Nozick purpose in Part III is to draw an inspiring portrait of the minimal state as the embodiment of a meta-utopia. The question of whether, given the nature of the governed and the character of historical states, this vision could best be realized in practice by a state or by its absence is an altogether different line of inquiry, and one not undertaken by Nozick. If it should turn out to be the case that Kukathas is correct in his judgment, this would not discredit Nozick’s idea of the minimal state as the ideal framework for utopia any more than people’s tendency to act unjustly discredits the Torah’s command: “justice, justice, you shall pursue.”
In any case, philosophers have no special authority or expertise in matters of institutional analysis. While actual states have an abysmal record in respecting human rights, I know of no territory in which ordered, rights-preserving anarchy now reigns. Where anarchy does exist, it is violent and chaotic. The fact that humanity has, through its actual conduct, seemingly rejected anarchy in favor of even corrupt and/or abusive states should give us pause. While Kukathas has solid grounds for mistrusting existing states as prospective guardians of utopia, I cannot imagine any reasonable basis for his apparent confidence in anarchy. But, as argued above, this is all beyond the scope of Nozick’s actual argument.

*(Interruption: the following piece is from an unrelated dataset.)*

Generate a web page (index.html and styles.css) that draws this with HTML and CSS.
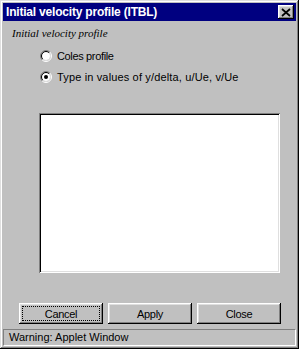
FILE: index.html
```html
<!DOCTYPE html>
<html lang="en">
<head>
    <meta charset="UTF-8">
    <title>Initial velocity profile (ITBL)</title>
    <link rel="stylesheet" href="styles.css">
</head>
<body>
    <div class="window">
        <div class="titlebar">
            <span class="title">Initial velocity profile (ITBL)</span>
            <button class="close-btn" aria-label="Close">
                <svg width="10" height="9" viewBox="0 0 10 9">
                    <path d="M1 1 L9 8 M9 1 L1 8" stroke="#000" stroke-width="1.7" fill="none"/>
                </svg>
            </button>
        </div>

        <div class="content">
            <div class="group-label">Initial velocity profile</div>

            <div class="radios">
                <label class="radio-row">
                    <svg class="radio" width="12" height="12" viewBox="0 0 12 12">
                        <path d="M2.1 9.9 A5.5 5.5 0 0 1 9.9 2.1" stroke="#808080" fill="none"/>
                        <path d="M9.9 2.1 A5.5 5.5 0 0 1 2.1 9.9" stroke="#fff" fill="none"/>
                        <circle cx="6" cy="6" r="4" fill="#fff"/>
                        <path d="M2.8 9.2 A4.5 4.5 0 0 1 9.2 2.8" stroke="#000" fill="none"/>
                        <path d="M9.2 2.8 A4.5 4.5 0 0 1 2.8 9.2" stroke="#dfdfdf" fill="none"/>
                    </svg>
                    <span>Coles profile</span>
                </label>
                <label class="radio-row">
                    <svg class="radio" width="12" height="12" viewBox="0 0 12 12">
                        <path d="M2.1 9.9 A5.5 5.5 0 0 1 9.9 2.1" stroke="#808080" fill="none"/>
                        <path d="M9.9 2.1 A5.5 5.5 0 0 1 2.1 9.9" stroke="#fff" fill="none"/>
                        <circle cx="6" cy="6" r="4" fill="#fff"/>
                        <path d="M2.8 9.2 A4.5 4.5 0 0 1 9.2 2.8" stroke="#000" fill="none"/>
                        <path d="M9.2 2.8 A4.5 4.5 0 0 1 2.8 9.2" stroke="#dfdfdf" fill="none"/>
                        <circle cx="6" cy="6" r="2" fill="#000"/>
                    </svg>
                    <span class="wide">Type in values of y/delta, u/Ue, v/Ue</span>
                </label>
            </div>

            <div class="text-area"></div>

            <div class="buttons">
                <button class="btn btn-focus"><span>Cancel</span></button>
                <button class="btn"><span>Apply</span></button>
                <button class="btn"><span>Close</span></button>
            </div>
        </div>

        <div class="statusbar">Warning: Applet Window</div>
    </div>
</body>
</html>
```

FILE: styles.css
```css
body {
    margin: 0;
    background-color: #c0c0c0;
    font-family: 'Liberation Sans', Arial, sans-serif;
    font-size: 11px;
    color: #000;
}
.window {
    box-sizing: border-box;
    width: 299px;
    height: 349px;
    padding: 3px;
    background-color: #c0c0c0;
    box-shadow: inset -1px -1px #000, inset 1px 1px #dfdfdf,
                inset -2px -2px #808080, inset 2px 2px #fff;
    display: flex;
    flex-direction: column;
}
.titlebar {
    height: 18px;
    background-color: #000080;
    color: #fff;
    display: flex;
    align-items: center;
    justify-content: space-between;
    padding: 0 2px 0 3px;
}
.title {
    font-weight: bold;
    font-size: 12px;
    letter-spacing: -0.2px;
}
.close-btn {
    box-sizing: border-box;
    width: 16px;
    height: 14px;
    padding: 0;
    border: none;
    background-color: #c0c0c0;
    box-shadow: inset -1px -1px #000, inset 1px 1px #fff,
                inset -2px -2px #808080, inset 2px 2px #dfdfdf;
    display: flex;
    align-items: center;
    justify-content: center;
}
.content {
    display: flex;
    flex-direction: column;
}
.group-label {
    font-family: 'Liberation Serif', 'Times New Roman', serif;
    font-style: italic;
    font-size: 11px;
    line-height: 13px;
    margin: 6px 0 0 9px;
}
.radios {
    margin: 5px 0 0 37px;
    display: flex;
    flex-direction: column;
}
.radio-row {
    height: 21px;
    display: flex;
    align-items: center;
    gap: 5px;
    letter-spacing: -0.35px;
}
.radio-row .wide {
    letter-spacing: 0.15px;
}
.text-area {
    box-sizing: border-box;
    width: 241px;
    height: 160px;
    margin: 26px 0 0 36px;
    background-color: #fff;
    box-shadow: inset 1px 1px #808080, inset -1px -1px #fff,
                inset 2px 2px #000, inset -2px -2px #dfdfdf;
}
.buttons {
    display: flex;
    gap: 5px;
    margin: 30px 0 0 16px;
}
.btn {
    box-sizing: border-box;
    width: 84px;
    height: 21px;
    padding: 3px;
    border: none;
    background-color: #c0c0c0;
    font-family: 'Liberation Sans', Arial, sans-serif;
    font-size: 11px;
    letter-spacing: -0.3px;
    color: #000;
    box-shadow: inset -1px -1px #000, inset 1px 1px #fff,
                inset -2px -2px #808080, inset 2px 2px #dfdfdf;
}
.btn span {
    box-sizing: border-box;
    display: flex;
    align-items: center;
    justify-content: center;
    height: 100%;
    border: 1px dotted transparent;
}
.btn-focus span {
    border-color: #000;
}
.statusbar {
    box-sizing: border-box;
    height: 17px;
    margin-top: 5px;
    padding: 0 5px;
    line-height: 15px;
    border: 1px solid;
    border-color: #808080 #fff #fff #808080;
}
```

In Nozick’s utopia if people are not happy with the society they are in they can leave and start their own community, but he fails to consider that there might be things that prevent a person from leaving or moving about freely.
Hi Kaliyah:
Thanks for this comment. You are correct that there are costs associated with exit. However, Nozick does consider this problem, at least in passing, with respect to the issues that may arise when a community elects to change its basic structure (see ASU, 324). He suggests that hardship to affected individuals might be avoided by contracts that provide for compensation in such circumstances. In general, though, Nozick is dealing in ideal theory, i.e. what does justice demand, and so does not devote too time to questions of implementation.